[START]
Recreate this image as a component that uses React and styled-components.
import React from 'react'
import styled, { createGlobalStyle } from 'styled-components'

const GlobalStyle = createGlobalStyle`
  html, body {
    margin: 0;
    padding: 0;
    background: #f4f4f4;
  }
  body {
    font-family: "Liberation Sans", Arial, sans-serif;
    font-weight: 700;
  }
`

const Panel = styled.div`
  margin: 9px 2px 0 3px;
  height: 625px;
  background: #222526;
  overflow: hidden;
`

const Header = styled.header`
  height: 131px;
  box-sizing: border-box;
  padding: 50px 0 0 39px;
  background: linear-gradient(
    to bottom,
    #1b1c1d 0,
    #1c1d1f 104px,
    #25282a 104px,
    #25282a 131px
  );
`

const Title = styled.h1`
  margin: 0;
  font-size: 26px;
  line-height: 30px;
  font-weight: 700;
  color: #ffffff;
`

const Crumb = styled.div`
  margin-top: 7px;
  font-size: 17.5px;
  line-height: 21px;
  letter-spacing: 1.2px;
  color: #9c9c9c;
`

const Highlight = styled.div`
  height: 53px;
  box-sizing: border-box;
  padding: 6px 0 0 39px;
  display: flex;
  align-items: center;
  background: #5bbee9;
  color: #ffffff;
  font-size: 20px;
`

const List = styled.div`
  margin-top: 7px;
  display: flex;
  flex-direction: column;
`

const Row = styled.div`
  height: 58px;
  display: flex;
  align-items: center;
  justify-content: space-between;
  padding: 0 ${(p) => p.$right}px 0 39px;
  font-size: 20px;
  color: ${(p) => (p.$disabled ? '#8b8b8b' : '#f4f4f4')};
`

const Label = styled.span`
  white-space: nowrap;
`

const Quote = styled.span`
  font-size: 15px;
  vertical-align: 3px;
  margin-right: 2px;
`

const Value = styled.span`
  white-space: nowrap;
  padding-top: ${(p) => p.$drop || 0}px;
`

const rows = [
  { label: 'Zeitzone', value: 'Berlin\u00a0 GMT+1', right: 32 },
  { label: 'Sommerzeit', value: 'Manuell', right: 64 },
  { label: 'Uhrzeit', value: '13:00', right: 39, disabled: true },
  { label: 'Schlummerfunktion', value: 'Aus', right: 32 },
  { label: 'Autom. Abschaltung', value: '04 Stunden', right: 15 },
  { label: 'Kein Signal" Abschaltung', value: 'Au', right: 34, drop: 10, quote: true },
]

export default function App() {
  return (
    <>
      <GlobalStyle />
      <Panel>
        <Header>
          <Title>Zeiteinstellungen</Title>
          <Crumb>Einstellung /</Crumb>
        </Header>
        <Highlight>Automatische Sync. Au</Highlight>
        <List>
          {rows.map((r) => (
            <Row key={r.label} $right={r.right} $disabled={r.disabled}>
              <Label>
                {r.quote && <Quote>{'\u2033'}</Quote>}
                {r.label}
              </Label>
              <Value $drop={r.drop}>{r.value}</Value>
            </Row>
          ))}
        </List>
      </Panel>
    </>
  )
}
[END]
Work to be completed
Each line of the material should be echoed exactly.

Output below
Recreate this image as a component that uses React and styled-components.
import React from 'react'
import styled, { createGlobalStyle } from 'styled-components'

const GlobalStyle = createGlobalStyle`
  html, body {
    margin: 0;
    padding: 0;
    background: #f4f4f4;
  }
  body {
    font-family: "Liberation Sans", Arial, sans-serif;
    font-weight: 700;
  }
`

const Panel = styled.div`
  margin: 9px 2px 0 3px;
  height: 625px;
  background: #222526;
  overflow: hidden;
`

const Header = styled.header`
  height: 131px;
  box-sizing: border-box;
  padding: 50px 0 0 39px;
  background: linear-gradient(
    to bottom,
    #1b1c1d 0,
    #1c1d1f 104px,
    #25282a 104px,
    #25282a 131px
  );
`

const Title = styled.h1`
  margin: 0;
  font-size: 26px;
  line-height: 30px;
  font-weight: 700;
  color: #ffffff;
`

const Crumb = styled.div`
  margin-top: 7px;
  font-size: 17.5px;
  line-height: 21px;
  letter-spacing: 1.2px;
  color: #9c9c9c;
`

const Highlight = styled.div`
  height: 53px;
  box-sizing: border-box;
  padding: 6px 0 0 39px;
  display: flex;
  align-items: center;
  background: #5bbee9;
  color: #ffffff;
  font-size: 20px;
`

const List = styled.div`
  margin-top: 7px;
  display: flex;
  flex-direction: column;
`

const Row = styled.div`
  height: 58px;
  display: flex;
  align-items: center;
  justify-content: space-between;
  padding: 0 ${(p) => p.$right}px 0 39px;
  font-size: 20px;
  color: ${(p) => (p.$disabled ? '#8b8b8b' : '#f4f4f4')};
`

const Label = styled.span`
  white-space: nowrap;
`

const Quote = styled.span`
  font-size: 15px;
  vertical-align: 3px;
  margin-right: 2px;
`

const Value = styled.span`
  white-space: nowrap;
  padding-top: ${(p) => p.$drop || 0}px;
`

const rows = [
  { label: 'Zeitzone', value: 'Berlin\u00a0 GMT+1', right: 32 },
  { label: 'Sommerzeit', value: 'Manuell', right: 64 },
  { label: 'Uhrzeit', value: '13:00', right: 39, disabled: true },
  { label: 'Schlummerfunktion', value: 'Aus', right: 32 },
  { label: 'Autom. Abschaltung', value: '04 Stunden', right: 15 },
  { label: 'Kein Signal" Abschaltung', value: 'Au', right: 34, drop: 10, quote: true },
]

export default function App() {
  return (
    <>
      <GlobalStyle />
      <Panel>
        <Header>
          <Title>Zeiteinstellungen</Title>
          <Crumb>Einstellung /</Crumb>
        </Header>
        <Highlight>Automatische Sync. Au</Highlight>
        <List>
          {rows.map((r) => (
            <Row key={r.label} $right={r.right} $disabled={r.disabled}>
              <Label>
                {r.quote && <Quote>{'\u2033'}</Quote>}
                {r.label}
              </Label>
              <Value $drop={r.drop}>{r.value}</Value>
            </Row>
          ))}
        </List>
      </Panel>
    </>
  )
}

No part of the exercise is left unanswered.